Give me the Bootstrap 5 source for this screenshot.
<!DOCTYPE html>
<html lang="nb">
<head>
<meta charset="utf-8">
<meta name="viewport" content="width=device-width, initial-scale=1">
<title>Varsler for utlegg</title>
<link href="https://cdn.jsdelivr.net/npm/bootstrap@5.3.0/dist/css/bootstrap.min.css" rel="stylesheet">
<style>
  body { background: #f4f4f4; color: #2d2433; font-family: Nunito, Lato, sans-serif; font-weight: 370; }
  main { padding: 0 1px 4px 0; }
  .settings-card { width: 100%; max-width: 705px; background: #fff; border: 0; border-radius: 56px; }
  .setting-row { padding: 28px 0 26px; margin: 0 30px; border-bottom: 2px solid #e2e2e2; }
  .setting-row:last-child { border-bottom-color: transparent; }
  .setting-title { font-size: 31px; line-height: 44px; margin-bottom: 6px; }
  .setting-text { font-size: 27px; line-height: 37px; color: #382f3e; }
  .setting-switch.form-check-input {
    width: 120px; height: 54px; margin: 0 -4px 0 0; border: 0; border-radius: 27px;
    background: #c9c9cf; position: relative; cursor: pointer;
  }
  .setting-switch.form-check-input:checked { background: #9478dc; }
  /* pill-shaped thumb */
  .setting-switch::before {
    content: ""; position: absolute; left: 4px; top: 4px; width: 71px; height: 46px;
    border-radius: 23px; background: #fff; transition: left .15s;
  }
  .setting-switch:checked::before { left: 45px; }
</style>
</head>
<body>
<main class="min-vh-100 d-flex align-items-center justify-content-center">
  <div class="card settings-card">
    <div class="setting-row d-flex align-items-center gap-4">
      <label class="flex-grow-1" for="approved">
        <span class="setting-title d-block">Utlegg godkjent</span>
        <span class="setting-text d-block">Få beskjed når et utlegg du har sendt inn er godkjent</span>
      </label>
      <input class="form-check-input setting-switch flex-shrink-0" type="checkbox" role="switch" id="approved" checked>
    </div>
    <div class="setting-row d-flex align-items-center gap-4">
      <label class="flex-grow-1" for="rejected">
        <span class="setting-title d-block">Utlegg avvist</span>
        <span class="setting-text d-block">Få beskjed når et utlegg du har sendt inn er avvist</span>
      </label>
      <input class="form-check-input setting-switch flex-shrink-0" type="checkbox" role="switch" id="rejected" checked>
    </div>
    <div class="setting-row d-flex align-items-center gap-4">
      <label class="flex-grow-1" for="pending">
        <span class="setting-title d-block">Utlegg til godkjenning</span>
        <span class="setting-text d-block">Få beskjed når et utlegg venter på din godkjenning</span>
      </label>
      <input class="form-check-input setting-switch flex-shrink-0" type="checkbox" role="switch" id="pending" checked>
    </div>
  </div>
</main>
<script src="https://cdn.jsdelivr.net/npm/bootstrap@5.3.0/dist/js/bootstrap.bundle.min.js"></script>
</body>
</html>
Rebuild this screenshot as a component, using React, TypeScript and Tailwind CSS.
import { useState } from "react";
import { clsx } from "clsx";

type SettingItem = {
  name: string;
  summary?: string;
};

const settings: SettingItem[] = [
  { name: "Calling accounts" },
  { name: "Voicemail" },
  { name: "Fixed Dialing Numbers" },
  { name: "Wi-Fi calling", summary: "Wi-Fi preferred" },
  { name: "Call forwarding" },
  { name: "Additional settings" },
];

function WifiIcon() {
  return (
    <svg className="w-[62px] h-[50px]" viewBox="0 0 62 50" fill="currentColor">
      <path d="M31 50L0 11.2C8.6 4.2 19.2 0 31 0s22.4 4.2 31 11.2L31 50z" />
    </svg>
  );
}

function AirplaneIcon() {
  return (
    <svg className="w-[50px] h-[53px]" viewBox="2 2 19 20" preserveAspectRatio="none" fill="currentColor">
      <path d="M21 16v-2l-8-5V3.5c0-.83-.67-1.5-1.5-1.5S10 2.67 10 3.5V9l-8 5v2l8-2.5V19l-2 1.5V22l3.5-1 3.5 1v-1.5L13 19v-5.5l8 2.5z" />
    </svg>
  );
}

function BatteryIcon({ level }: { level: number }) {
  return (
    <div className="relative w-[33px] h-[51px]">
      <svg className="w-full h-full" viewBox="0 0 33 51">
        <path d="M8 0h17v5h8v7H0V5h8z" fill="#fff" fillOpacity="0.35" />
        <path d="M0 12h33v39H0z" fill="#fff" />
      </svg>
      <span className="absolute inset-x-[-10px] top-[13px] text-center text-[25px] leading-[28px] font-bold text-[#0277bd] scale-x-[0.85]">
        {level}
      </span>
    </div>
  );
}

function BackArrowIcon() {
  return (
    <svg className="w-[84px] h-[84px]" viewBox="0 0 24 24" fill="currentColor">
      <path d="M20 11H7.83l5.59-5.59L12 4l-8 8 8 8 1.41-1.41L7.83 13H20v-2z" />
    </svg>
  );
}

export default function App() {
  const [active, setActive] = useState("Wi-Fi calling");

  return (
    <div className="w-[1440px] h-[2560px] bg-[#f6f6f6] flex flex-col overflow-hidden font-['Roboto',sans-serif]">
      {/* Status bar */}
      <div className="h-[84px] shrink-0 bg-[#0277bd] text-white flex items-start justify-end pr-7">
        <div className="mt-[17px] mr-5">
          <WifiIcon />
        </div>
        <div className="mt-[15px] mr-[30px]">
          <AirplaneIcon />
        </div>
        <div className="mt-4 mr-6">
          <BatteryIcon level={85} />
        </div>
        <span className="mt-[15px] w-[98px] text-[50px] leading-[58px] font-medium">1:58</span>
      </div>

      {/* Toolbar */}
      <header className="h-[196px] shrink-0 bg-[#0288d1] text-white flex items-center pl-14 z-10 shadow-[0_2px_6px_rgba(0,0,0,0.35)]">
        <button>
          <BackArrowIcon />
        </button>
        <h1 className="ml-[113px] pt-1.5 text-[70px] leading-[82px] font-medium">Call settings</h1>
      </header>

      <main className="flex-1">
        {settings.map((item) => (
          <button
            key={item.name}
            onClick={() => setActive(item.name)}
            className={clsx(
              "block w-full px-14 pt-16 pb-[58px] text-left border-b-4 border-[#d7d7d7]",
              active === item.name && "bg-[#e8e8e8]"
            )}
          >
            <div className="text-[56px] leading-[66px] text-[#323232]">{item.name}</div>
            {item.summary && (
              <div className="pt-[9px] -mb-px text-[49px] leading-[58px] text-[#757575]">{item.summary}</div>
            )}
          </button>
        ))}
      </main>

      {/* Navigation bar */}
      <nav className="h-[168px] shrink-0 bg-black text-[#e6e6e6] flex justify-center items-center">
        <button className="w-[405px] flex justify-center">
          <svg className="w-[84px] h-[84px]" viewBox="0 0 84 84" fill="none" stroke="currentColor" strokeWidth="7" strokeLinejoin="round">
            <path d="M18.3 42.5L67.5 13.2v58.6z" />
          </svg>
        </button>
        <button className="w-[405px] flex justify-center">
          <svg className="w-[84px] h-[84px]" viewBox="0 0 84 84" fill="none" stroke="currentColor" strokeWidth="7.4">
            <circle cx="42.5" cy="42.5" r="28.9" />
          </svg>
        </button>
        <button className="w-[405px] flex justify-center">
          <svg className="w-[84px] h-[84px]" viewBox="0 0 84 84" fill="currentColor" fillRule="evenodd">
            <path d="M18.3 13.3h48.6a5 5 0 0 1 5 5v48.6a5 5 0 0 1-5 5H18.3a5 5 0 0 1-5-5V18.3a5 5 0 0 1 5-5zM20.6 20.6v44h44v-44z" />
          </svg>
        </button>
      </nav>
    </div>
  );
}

::::::::

Set exercise = Would you copy out each line exactly as written?

Full solution =
Give me the Bootstrap 5 source for this screenshot.
<!DOCTYPE html>
<html lang="nb">
<head>
<meta charset="utf-8">
<meta name="viewport" content="width=device-width, initial-scale=1">
<title>Varsler for utlegg</title>
<link href="https://cdn.jsdelivr.net/npm/bootstrap@5.3.0/dist/css/bootstrap.min.css" rel="stylesheet">
<style>
  body { background: #f4f4f4; color: #2d2433; font-family: Nunito, Lato, sans-serif; font-weight: 370; }
  main { padding: 0 1px 4px 0; }
  .settings-card { width: 100%; max-width: 705px; background: #fff; border: 0; border-radius: 56px; }
  .setting-row { padding: 28px 0 26px; margin: 0 30px; border-bottom: 2px solid #e2e2e2; }
  .setting-row:last-child { border-bottom-color: transparent; }
  .setting-title { font-size: 31px; line-height: 44px; margin-bottom: 6px; }
  .setting-text { font-size: 27px; line-height: 37px; color: #382f3e; }
  .setting-switch.form-check-input {
    width: 120px; height: 54px; margin: 0 -4px 0 0; border: 0; border-radius: 27px;
    background: #c9c9cf; position: relative; cursor: pointer;
  }
  .setting-switch.form-check-input:checked { background: #9478dc; }
  /* pill-shaped thumb */
  .setting-switch::before {
    content: ""; position: absolute; left: 4px; top: 4px; width: 71px; height: 46px;
    border-radius: 23px; background: #fff; transition: left .15s;
  }
  .setting-switch:checked::before { left: 45px; }
</style>
</head>
<body>
<main class="min-vh-100 d-flex align-items-center justify-content-center">
  <div class="card settings-card">
    <div class="setting-row d-flex align-items-center gap-4">
      <label class="flex-grow-1" for="approved">
        <span class="setting-title d-block">Utlegg godkjent</span>
        <span class="setting-text d-block">Få beskjed når et utlegg du har sendt inn er godkjent</span>
      </label>
      <input class="form-check-input setting-switch flex-shrink-0" type="checkbox" role="switch" id="approved" checked>
    </div>
    <div class="setting-row d-flex align-items-center gap-4">
      <label class="flex-grow-1" for="rejected">
        <span class="setting-title d-block">Utlegg avvist</span>
        <span class="setting-text d-block">Få beskjed når et utlegg du har sendt inn er avvist</span>
      </label>
      <input class="form-check-input setting-switch flex-shrink-0" type="checkbox" role="switch" id="rejected" checked>
    </div>
    <div class="setting-row d-flex align-items-center gap-4">
      <label class="flex-grow-1" for="pending">
        <span class="setting-title d-block">Utlegg til godkjenning</span>
        <span class="setting-text d-block">Få beskjed når et utlegg venter på din godkjenning</span>
      </label>
      <input class="form-check-input setting-switch flex-shrink-0" type="checkbox" role="switch" id="pending" checked>
    </div>
  </div>
</main>
<script src="https://cdn.jsdelivr.net/npm/bootstrap@5.3.0/dist/js/bootstrap.bundle.min.js"></script>
</body>
</html>
Rebuild this screenshot as a component, using React, TypeScript and Tailwind CSS.
import { useState } from "react";
import { clsx } from "clsx";

type SettingItem = {
  name: string;
  summary?: string;
};

const settings: SettingItem[] = [
  { name: "Calling accounts" },
  { name: "Voicemail" },
  { name: "Fixed Dialing Numbers" },
  { name: "Wi-Fi calling", summary: "Wi-Fi preferred" },
  { name: "Call forwarding" },
  { name: "Additional settings" },
];

function WifiIcon() {
  return (
    <svg className="w-[62px] h-[50px]" viewBox="0 0 62 50" fill="currentColor">
      <path d="M31 50L0 11.2C8.6 4.2 19.2 0 31 0s22.4 4.2 31 11.2L31 50z" />
    </svg>
  );
}

function AirplaneIcon() {
  return (
    <svg className="w-[50px] h-[53px]" viewBox="2 2 19 20" preserveAspectRatio="none" fill="currentColor">
      <path d="M21 16v-2l-8-5V3.5c0-.83-.67-1.5-1.5-1.5S10 2.67 10 3.5V9l-8 5v2l8-2.5V19l-2 1.5V22l3.5-1 3.5 1v-1.5L13 19v-5.5l8 2.5z" />
    </svg>
  );
}

function BatteryIcon({ level }: { level: number }) {
  return (
    <div className="relative w-[33px] h-[51px]">
      <svg className="w-full h-full" viewBox="0 0 33 51">
        <path d="M8 0h17v5h8v7H0V5h8z" fill="#fff" fillOpacity="0.35" />
        <path d="M0 12h33v39H0z" fill="#fff" />
      </svg>
      <span className="absolute inset-x-[-10px] top-[13px] text-center text-[25px] leading-[28px] font-bold text-[#0277bd] scale-x-[0.85]">
        {level}
      </span>
    </div>
  );
}

function BackArrowIcon() {
  return (
    <svg className="w-[84px] h-[84px]" viewBox="0 0 24 24" fill="currentColor">
      <path d="M20 11H7.83l5.59-5.59L12 4l-8 8 8 8 1.41-1.41L7.83 13H20v-2z" />
    </svg>
  );
}

export default function App() {
  const [active, setActive] = useState("Wi-Fi calling");

  return (
    <div className="w-[1440px] h-[2560px] bg-[#f6f6f6] flex flex-col overflow-hidden font-['Roboto',sans-serif]">
      {/* Status bar */}
      <div className="h-[84px] shrink-0 bg-[#0277bd] text-white flex items-start justify-end pr-7">
        <div className="mt-[17px] mr-5">
          <WifiIcon />
        </div>
        <div className="mt-[15px] mr-[30px]">
          <AirplaneIcon />
        </div>
        <div className="mt-4 mr-6">
          <BatteryIcon level={85} />
        </div>
        <span className="mt-[15px] w-[98px] text-[50px] leading-[58px] font-medium">1:58</span>
      </div>

      {/* Toolbar */}
      <header className="h-[196px] shrink-0 bg-[#0288d1] text-white flex items-center pl-14 z-10 shadow-[0_2px_6px_rgba(0,0,0,0.35)]">
        <button>
          <BackArrowIcon />
        </button>
        <h1 className="ml-[113px] pt-1.5 text-[70px] leading-[82px] font-medium">Call settings</h1>
      </header>

      <main className="flex-1">
        {settings.map((item) => (
          <button
            key={item.name}
            onClick={() => setActive(item.name)}
            className={clsx(
              "block w-full px-14 pt-16 pb-[58px] text-left border-b-4 border-[#d7d7d7]",
              active === item.name && "bg-[#e8e8e8]"
            )}
          >
            <div className="text-[56px] leading-[66px] text-[#323232]">{item.name}</div>
            {item.summary && (
              <div className="pt-[9px] -mb-px text-[49px] leading-[58px] text-[#757575]">{item.summary}</div>
            )}
          </button>
        ))}
      </main>

      {/* Navigation bar */}
      <nav className="h-[168px] shrink-0 bg-black text-[#e6e6e6] flex justify-center items-center">
        <button className="w-[405px] flex justify-center">
          <svg className="w-[84px] h-[84px]" viewBox="0 0 84 84" fill="none" stroke="currentColor" strokeWidth="7" strokeLinejoin="round">
            <path d="M18.3 42.5L67.5 13.2v58.6z" />
          </svg>
        </button>
        <button className="w-[405px] flex justify-center">
          <svg className="w-[84px] h-[84px]" viewBox="0 0 84 84" fill="none" stroke="currentColor" strokeWidth="7.4">
            <circle cx="42.5" cy="42.5" r="28.9" />
          </svg>
        </button>
        <button className="w-[405px] flex justify-center">
          <svg className="w-[84px] h-[84px]" viewBox="0 0 84 84" fill="currentColor" fillRule="evenodd">
            <path d="M18.3 13.3h48.6a5 5 0 0 1 5 5v48.6a5 5 0 0 1-5 5H18.3a5 5 0 0 1-5-5V18.3a5 5 0 0 1 5-5zM20.6 20.6v44h44v-44z" />
          </svg>
        </button>
      </nav>
    </div>
  );
}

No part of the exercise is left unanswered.